Michael Fassbender truly shines as the genius behind Apple’s phoenix-like return from the ashes of its darkest days. Not only does he resemble Jobs in appearance, but he also captures the very essence of what made Jobs tick and why he became the success he was professionally. Fassbender also delivers powerful performances in his altercations with colleagues and his presumed family. The intenseness of his conflicts and triumphs transcends the screen and compels your attention through the entire film. Often in movies, you either want to love or love to hate the protagonist; and that element rings very true in this film. For nearly the entire movie, I hated Steve Jobs. Funny, because I use all Apple products. But, during the end of the third act, I made a radical shift and saw the glimmer of hope that has caused millions of Apple fans to adore him so much during the latter years of his career. More than anyone else, he believed in his designs and methods of product launches. Only his director of marketing Joanna Hoffman (Kate Winslet) seemed to be the one he confided in most or could control the man who was insistent on “end to end control” throughout his dynamic career. Winslet also delivers a commanding performance as Hoffman who stuck by Jobs from product to product, advising him when he wouldn’t hear of anyone else’s opinions. She is the single person who held helped the public not to despise him as much as most everyone else did behind the scenes.

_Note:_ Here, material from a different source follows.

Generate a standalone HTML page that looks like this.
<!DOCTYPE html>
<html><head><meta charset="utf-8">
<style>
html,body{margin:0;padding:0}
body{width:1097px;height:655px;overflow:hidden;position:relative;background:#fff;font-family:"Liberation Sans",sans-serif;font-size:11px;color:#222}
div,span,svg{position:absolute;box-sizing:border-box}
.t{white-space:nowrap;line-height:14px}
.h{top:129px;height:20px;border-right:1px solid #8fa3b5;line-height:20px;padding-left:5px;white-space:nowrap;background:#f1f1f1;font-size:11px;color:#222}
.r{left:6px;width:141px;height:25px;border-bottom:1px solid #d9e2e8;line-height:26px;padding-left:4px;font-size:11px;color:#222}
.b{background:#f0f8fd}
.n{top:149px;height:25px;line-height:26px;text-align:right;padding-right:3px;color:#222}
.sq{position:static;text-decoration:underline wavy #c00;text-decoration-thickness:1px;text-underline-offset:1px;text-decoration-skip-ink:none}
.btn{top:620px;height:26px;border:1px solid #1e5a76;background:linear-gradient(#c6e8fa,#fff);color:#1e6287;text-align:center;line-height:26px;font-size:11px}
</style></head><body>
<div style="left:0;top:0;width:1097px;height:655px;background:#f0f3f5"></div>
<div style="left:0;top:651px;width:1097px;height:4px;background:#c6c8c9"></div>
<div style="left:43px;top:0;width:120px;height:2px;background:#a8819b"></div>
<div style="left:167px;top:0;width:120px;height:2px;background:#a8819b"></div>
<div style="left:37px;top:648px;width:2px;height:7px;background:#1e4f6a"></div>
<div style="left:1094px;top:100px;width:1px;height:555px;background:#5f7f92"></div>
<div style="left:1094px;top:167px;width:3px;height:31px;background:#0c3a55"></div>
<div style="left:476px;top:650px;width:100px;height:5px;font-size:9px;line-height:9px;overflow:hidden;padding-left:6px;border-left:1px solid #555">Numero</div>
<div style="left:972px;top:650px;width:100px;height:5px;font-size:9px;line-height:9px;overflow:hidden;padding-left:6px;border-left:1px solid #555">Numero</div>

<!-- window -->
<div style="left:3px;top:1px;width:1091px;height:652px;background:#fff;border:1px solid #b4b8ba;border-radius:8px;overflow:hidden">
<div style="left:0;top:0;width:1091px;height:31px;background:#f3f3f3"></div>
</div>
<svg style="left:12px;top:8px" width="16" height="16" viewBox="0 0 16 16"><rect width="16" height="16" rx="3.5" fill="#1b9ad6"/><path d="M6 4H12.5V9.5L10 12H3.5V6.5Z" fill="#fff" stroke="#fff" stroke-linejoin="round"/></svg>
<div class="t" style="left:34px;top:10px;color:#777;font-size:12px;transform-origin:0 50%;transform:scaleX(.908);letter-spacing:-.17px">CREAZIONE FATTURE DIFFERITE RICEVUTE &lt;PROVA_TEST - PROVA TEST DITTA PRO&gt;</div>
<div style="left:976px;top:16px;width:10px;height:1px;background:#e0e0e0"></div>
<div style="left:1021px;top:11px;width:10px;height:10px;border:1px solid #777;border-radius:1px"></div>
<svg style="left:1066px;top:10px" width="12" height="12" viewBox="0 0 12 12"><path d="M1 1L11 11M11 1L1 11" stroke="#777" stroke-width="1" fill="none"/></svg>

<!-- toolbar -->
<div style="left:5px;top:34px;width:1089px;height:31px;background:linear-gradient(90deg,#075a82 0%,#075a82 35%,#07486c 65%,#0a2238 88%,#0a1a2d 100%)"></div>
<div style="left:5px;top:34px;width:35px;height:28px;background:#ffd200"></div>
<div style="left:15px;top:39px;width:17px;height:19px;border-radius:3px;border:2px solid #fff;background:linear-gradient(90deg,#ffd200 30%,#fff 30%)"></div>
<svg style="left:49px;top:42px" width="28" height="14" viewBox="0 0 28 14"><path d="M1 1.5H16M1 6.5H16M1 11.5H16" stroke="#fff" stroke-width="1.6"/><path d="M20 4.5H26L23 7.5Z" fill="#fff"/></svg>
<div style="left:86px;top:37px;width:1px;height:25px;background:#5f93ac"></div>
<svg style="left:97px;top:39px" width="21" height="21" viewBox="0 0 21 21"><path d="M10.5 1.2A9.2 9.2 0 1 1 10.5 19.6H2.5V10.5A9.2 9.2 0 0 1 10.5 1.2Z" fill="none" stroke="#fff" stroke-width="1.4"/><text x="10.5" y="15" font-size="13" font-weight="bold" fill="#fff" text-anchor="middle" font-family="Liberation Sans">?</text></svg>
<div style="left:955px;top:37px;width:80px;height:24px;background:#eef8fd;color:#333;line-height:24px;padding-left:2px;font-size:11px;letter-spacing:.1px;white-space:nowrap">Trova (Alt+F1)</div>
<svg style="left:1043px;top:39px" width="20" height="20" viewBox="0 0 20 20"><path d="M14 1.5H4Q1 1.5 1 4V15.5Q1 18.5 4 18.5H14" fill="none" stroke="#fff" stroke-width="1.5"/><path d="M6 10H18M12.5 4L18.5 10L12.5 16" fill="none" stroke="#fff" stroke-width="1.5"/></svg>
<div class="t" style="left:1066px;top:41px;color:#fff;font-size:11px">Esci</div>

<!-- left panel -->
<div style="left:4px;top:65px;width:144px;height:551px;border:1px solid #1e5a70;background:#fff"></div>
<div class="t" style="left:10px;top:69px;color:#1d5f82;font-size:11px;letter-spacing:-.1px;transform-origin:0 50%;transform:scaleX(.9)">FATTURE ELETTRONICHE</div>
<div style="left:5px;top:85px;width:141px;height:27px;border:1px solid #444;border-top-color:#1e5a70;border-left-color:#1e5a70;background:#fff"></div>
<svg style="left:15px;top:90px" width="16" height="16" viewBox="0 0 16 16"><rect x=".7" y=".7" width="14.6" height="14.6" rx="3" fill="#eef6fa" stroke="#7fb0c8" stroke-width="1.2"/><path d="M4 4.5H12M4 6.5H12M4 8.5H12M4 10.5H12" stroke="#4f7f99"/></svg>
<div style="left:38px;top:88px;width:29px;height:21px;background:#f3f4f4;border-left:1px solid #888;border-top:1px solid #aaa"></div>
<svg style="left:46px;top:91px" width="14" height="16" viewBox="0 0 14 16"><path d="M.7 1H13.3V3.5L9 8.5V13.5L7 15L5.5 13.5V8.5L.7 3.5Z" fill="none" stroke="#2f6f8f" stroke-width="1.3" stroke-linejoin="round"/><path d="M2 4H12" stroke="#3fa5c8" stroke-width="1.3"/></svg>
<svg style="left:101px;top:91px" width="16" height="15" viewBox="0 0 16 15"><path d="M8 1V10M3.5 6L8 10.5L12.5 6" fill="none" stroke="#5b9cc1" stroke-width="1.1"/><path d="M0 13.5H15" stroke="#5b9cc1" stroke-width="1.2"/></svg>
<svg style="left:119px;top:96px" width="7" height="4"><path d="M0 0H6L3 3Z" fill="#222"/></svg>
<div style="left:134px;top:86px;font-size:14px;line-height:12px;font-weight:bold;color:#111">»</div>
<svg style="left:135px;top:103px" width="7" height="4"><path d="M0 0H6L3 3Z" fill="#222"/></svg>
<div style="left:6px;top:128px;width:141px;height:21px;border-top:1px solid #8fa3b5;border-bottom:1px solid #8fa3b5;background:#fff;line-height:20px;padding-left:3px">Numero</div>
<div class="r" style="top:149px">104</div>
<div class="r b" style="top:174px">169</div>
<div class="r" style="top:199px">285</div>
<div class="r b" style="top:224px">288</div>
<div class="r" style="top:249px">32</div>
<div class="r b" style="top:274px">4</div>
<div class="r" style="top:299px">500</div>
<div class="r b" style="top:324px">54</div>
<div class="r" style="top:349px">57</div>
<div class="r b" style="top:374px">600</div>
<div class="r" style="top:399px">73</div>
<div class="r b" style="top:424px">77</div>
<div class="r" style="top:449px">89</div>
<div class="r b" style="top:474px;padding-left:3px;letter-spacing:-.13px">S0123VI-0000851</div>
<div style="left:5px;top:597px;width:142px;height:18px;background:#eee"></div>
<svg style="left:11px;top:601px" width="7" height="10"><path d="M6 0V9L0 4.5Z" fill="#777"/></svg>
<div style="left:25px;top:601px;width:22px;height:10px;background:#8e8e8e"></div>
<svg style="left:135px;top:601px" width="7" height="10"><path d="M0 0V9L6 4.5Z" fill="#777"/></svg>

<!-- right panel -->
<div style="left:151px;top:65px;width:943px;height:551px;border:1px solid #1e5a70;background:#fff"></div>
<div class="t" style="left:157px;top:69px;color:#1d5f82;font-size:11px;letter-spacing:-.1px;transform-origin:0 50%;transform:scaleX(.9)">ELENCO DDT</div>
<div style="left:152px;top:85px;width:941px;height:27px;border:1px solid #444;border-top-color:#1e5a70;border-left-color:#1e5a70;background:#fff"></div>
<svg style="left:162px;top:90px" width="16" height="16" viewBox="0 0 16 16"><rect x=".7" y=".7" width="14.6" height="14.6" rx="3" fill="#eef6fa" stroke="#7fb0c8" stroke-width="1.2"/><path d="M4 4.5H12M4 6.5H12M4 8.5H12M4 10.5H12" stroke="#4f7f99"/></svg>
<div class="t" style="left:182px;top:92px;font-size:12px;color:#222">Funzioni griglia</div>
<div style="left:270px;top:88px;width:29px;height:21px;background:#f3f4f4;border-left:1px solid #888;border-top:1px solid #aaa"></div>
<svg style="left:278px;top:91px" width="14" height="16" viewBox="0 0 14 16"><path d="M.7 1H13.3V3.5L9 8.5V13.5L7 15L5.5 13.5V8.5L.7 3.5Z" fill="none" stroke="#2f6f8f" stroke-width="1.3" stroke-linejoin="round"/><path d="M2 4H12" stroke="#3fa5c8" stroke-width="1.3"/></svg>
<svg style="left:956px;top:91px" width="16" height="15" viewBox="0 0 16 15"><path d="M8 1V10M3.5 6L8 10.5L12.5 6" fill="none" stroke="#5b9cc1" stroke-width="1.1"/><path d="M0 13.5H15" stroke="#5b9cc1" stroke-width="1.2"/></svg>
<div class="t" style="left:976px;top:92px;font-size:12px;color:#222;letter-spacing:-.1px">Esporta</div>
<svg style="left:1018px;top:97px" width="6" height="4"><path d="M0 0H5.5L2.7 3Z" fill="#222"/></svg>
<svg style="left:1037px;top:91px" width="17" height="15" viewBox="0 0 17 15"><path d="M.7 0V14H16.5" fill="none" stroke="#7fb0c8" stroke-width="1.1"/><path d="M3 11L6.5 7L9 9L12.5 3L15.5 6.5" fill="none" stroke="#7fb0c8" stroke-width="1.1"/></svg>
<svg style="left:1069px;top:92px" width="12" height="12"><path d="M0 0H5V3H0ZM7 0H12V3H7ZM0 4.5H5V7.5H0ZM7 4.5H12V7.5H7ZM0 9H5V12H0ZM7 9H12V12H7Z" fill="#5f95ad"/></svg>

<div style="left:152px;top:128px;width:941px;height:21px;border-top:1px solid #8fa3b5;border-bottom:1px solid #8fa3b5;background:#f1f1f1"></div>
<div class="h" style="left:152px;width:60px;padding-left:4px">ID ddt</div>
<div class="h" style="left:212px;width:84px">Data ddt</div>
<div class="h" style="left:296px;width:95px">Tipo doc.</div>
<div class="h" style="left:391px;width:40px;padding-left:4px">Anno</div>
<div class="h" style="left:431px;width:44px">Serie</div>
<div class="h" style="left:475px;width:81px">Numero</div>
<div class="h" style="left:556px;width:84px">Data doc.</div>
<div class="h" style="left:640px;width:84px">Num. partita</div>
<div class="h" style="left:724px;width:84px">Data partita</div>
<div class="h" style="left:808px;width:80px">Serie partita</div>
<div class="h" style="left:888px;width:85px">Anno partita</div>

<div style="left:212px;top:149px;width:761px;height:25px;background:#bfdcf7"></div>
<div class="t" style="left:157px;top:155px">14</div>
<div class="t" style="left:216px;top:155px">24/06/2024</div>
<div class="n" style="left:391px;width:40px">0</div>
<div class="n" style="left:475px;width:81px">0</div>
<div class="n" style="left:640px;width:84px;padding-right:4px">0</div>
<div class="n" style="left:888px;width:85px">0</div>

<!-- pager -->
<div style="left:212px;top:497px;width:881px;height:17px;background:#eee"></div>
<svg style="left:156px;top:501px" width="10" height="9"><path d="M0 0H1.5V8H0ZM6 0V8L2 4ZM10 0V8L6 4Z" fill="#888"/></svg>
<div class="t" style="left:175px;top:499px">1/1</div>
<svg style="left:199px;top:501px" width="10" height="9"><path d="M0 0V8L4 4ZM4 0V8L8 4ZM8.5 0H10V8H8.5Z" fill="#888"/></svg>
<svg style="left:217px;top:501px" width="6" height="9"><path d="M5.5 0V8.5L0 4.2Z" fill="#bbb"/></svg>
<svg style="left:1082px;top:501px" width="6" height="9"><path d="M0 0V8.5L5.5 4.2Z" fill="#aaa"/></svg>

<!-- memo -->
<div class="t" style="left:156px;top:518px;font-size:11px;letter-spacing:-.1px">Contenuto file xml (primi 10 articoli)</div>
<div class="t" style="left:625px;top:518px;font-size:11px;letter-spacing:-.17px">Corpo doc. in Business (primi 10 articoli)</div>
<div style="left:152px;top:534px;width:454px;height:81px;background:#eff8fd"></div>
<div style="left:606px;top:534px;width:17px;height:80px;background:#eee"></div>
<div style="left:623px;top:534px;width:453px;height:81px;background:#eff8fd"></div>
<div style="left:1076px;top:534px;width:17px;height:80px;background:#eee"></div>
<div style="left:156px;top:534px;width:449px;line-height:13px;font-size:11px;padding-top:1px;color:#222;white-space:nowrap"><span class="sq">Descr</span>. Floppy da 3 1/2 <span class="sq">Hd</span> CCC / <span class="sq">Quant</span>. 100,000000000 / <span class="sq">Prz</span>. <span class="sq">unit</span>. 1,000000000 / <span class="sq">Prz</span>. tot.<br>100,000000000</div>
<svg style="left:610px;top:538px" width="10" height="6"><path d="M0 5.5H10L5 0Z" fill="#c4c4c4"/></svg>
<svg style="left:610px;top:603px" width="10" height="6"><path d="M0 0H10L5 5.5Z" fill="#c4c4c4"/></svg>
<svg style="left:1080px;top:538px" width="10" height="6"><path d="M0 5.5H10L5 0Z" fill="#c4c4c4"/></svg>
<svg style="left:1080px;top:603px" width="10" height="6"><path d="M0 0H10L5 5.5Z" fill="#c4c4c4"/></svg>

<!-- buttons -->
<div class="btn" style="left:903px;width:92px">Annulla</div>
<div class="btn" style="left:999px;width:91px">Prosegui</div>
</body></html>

So often I find that bio-pics can tend to romanticize the protagonist by glossing over the more negative events of his or her life. Not so with Steve Jobs. The remarkable element of the writing is the commitment to reality and just laying all the positive and negative events and encounters out there for the audience. Highlighting the more negative events is extremely important to this film because that is where the very dynamic character arc comes from. If you loved or hated Jobs the entire time, it would not be nearly as impactful. But because you will likely hate him for most of the movie until the end and then quickly turn a 180, that is where the magic of this movie lies. There are times that you think that he will budge from his stances on design teams and products, but then he is just as stubborn or relentless as he is throughout the story. Oddly enough, his penchant for complete control is what tanks and then resurrects the tech company. The story is gripping and whether you are an Apple product fan or not, this movie is an excellent example of how a completely candid bio-pic can still prompt the adoration of the public despite the dark elements and poor decisions in relationships with friends and lovers.

If you are an Apple product fan, this is definitely a film to catch because it takes you behind the sleek product displays and technology launches. Learning about Steve Jobs the man actually gives a new-found appreciation for the company he helped start, got fired from, and rehired again. The amazing cast and brilliant writing enables this film to be admired for its commitment to the art of biographical motion pictures.